Data extract
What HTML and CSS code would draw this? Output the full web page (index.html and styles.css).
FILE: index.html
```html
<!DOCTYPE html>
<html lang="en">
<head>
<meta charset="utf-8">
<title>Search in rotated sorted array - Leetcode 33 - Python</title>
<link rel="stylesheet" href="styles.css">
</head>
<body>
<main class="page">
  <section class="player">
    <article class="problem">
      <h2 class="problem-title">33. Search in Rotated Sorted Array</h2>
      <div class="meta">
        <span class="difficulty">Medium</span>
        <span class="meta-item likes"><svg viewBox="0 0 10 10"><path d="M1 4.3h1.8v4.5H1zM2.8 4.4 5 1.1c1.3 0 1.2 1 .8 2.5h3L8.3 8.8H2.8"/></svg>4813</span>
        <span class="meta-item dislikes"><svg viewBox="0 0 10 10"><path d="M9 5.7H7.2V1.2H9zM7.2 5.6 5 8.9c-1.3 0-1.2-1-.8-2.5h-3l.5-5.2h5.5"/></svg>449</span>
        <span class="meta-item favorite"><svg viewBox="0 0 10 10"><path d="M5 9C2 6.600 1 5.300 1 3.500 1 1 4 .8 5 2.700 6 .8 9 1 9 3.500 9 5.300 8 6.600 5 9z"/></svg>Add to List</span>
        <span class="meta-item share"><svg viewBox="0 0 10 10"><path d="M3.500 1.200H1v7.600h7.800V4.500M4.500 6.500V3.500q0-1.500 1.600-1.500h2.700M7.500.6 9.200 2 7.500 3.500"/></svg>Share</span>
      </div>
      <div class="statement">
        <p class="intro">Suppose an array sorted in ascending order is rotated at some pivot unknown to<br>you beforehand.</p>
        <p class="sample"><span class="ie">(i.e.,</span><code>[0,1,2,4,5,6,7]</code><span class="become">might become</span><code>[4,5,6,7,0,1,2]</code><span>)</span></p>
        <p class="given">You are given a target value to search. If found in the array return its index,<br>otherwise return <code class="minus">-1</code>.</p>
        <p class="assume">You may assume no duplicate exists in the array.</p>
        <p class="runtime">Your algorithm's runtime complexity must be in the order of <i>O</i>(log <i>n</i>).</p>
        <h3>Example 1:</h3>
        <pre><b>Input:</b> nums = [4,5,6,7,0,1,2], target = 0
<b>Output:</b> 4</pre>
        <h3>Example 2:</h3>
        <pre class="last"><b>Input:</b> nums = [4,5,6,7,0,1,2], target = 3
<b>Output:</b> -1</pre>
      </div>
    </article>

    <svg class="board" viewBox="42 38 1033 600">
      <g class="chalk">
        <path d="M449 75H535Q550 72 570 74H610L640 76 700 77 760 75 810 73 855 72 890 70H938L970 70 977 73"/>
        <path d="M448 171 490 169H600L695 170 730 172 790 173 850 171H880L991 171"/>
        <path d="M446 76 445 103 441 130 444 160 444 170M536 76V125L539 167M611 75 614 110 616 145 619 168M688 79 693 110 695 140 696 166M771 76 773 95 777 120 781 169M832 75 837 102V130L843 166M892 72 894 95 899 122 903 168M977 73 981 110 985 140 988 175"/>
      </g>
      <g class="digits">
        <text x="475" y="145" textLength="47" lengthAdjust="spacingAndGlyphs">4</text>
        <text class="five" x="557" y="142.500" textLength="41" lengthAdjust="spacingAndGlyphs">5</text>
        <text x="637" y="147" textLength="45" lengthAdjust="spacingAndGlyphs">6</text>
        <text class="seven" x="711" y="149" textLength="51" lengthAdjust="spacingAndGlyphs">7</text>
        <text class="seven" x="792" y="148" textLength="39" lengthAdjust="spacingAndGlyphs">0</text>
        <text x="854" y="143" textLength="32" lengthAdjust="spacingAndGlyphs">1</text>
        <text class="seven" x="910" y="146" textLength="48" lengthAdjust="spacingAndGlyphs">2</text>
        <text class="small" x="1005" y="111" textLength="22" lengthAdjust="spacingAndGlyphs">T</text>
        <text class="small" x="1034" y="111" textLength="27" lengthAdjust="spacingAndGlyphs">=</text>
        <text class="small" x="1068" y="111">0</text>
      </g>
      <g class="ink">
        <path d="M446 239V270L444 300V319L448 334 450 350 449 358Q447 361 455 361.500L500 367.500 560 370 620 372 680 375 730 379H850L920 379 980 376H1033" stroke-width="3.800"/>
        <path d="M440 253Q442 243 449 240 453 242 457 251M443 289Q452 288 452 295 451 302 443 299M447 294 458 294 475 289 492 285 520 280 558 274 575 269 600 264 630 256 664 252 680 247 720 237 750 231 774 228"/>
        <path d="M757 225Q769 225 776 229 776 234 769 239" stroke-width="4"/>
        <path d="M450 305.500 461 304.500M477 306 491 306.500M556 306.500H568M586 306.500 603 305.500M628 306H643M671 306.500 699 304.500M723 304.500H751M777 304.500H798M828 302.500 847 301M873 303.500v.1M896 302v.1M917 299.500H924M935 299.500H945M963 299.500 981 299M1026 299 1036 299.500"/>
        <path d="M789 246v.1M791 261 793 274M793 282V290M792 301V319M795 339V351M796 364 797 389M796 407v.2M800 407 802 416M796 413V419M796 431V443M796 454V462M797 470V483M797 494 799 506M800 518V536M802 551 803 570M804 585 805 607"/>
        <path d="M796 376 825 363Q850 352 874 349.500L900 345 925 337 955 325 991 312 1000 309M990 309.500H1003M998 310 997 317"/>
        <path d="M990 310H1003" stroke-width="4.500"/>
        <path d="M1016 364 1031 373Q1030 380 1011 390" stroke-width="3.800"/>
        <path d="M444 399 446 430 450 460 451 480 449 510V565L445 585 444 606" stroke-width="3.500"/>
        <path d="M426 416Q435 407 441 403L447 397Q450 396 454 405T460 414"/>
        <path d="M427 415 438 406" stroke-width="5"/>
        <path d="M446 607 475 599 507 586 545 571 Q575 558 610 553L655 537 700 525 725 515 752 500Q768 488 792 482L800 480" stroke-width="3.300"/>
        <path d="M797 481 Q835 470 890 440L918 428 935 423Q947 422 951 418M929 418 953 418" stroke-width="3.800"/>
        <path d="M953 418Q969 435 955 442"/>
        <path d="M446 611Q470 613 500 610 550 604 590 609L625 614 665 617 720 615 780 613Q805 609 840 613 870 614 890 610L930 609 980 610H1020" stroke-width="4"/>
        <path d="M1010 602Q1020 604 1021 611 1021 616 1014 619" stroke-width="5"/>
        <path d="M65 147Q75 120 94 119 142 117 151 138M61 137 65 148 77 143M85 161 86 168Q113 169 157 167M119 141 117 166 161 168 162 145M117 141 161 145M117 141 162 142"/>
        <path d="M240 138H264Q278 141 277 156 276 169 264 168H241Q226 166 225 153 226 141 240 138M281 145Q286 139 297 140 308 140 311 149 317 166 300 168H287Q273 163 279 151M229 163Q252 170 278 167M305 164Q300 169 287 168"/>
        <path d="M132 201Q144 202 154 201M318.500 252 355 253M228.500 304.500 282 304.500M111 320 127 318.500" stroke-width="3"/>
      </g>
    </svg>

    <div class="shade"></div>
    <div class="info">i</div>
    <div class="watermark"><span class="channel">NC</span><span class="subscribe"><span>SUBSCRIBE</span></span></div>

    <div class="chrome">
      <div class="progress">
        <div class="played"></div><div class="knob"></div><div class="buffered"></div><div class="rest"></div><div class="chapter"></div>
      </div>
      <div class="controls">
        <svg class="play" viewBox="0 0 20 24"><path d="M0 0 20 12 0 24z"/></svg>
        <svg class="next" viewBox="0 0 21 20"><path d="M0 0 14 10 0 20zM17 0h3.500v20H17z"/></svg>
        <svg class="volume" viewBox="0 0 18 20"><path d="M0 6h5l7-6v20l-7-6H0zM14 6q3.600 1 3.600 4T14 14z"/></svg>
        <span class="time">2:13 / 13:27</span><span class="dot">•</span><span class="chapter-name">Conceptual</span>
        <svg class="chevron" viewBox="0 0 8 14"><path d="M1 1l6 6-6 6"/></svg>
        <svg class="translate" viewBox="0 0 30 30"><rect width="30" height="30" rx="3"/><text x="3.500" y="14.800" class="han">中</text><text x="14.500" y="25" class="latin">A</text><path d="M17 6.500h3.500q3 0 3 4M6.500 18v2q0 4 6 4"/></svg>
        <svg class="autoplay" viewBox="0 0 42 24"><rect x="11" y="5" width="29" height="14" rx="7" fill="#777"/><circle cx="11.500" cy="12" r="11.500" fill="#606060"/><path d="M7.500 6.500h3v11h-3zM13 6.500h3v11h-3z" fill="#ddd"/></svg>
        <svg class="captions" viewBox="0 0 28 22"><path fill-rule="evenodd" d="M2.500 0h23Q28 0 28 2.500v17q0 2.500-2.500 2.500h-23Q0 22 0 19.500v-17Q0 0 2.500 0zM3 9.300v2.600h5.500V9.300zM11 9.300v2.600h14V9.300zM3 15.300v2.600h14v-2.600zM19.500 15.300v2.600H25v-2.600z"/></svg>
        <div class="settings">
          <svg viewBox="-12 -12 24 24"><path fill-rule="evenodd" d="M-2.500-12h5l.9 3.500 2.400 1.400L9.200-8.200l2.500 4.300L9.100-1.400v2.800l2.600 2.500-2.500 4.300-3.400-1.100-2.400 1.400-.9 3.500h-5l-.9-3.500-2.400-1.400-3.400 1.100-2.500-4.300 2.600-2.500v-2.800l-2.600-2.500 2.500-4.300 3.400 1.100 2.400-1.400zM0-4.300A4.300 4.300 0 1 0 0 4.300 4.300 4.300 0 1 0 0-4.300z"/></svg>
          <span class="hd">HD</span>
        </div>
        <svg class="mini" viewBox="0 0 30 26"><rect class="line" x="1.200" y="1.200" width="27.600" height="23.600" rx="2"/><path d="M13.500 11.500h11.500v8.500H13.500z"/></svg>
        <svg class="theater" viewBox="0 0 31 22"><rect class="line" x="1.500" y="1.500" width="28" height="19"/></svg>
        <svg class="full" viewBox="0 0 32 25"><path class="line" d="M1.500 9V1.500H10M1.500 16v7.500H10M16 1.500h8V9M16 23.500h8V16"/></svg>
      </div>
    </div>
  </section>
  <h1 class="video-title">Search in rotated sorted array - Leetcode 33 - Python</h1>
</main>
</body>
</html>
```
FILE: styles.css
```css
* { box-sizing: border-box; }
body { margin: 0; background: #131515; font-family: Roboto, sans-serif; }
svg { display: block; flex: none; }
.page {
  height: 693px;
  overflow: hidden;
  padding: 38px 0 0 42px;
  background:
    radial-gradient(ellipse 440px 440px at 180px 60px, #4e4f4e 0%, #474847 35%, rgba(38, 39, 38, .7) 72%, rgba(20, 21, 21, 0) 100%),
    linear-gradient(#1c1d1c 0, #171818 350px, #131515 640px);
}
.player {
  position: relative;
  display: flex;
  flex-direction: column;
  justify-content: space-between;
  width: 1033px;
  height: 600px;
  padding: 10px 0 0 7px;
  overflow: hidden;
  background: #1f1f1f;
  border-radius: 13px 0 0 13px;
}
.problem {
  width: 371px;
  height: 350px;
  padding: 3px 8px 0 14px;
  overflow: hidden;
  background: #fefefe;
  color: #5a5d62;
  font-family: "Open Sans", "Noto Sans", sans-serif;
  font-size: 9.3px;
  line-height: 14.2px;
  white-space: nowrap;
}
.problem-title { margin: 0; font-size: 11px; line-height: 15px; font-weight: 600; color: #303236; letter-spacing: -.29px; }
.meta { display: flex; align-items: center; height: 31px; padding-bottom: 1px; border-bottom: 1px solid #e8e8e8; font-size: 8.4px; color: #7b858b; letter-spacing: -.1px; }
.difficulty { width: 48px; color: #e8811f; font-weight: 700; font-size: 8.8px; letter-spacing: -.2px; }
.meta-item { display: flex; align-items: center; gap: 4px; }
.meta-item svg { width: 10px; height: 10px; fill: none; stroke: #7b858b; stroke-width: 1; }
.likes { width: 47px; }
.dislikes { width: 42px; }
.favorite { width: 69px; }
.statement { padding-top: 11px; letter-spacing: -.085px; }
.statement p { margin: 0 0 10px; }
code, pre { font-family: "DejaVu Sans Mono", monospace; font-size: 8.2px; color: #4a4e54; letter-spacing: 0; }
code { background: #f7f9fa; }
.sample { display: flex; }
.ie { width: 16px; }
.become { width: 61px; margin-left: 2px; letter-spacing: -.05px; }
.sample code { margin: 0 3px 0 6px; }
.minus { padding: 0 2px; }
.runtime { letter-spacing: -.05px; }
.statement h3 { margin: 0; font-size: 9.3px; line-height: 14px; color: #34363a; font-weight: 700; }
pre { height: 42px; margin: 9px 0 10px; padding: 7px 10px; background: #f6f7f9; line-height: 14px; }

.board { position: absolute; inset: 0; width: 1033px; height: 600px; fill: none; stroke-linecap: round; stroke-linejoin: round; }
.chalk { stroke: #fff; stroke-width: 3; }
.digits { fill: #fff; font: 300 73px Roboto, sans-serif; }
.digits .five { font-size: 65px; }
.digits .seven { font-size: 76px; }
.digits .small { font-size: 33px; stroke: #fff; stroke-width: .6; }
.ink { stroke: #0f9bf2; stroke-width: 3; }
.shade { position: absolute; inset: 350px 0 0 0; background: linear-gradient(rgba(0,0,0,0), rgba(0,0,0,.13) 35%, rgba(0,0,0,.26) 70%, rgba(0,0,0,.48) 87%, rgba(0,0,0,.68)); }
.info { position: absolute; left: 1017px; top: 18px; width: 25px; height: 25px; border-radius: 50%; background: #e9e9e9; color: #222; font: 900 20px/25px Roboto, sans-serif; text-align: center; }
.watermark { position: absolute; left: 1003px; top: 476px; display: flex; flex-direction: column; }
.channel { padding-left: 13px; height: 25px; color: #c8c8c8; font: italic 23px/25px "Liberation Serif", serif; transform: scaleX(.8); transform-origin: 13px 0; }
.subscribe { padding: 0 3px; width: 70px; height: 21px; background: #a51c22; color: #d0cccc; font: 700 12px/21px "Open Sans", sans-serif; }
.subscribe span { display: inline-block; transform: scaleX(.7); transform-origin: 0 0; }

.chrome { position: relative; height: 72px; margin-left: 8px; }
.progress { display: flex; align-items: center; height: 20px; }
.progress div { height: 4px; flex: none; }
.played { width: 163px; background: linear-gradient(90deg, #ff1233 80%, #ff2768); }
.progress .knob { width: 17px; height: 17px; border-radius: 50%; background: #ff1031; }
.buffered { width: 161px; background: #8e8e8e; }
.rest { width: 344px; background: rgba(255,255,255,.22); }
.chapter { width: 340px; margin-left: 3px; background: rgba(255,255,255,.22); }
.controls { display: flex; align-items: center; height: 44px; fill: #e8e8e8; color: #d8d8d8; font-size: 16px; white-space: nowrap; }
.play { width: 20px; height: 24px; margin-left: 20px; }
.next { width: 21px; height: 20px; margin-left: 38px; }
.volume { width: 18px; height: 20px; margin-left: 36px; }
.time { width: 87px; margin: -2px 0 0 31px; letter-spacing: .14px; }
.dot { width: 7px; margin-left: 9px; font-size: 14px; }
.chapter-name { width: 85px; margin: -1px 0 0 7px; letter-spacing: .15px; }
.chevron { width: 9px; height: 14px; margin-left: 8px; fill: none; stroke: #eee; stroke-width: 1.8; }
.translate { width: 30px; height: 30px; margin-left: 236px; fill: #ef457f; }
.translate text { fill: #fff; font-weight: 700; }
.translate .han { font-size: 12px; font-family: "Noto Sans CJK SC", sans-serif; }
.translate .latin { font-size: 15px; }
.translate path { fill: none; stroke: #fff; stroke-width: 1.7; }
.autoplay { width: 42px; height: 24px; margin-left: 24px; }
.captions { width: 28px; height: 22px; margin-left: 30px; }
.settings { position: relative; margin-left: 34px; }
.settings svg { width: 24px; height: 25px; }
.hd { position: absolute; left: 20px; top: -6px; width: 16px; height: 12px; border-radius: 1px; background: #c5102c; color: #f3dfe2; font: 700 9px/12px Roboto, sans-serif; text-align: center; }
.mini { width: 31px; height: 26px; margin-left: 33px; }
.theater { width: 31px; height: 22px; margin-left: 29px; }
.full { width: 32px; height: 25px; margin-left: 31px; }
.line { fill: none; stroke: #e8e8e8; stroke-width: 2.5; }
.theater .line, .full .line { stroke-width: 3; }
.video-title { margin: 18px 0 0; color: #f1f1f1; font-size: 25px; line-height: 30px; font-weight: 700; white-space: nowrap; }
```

Exercise brief
Show each line holding the word "page".

Answer to this problem
What HTML and CSS code would draw this? Output the full web page (index.html and styles.css).
<main class="page">
.page {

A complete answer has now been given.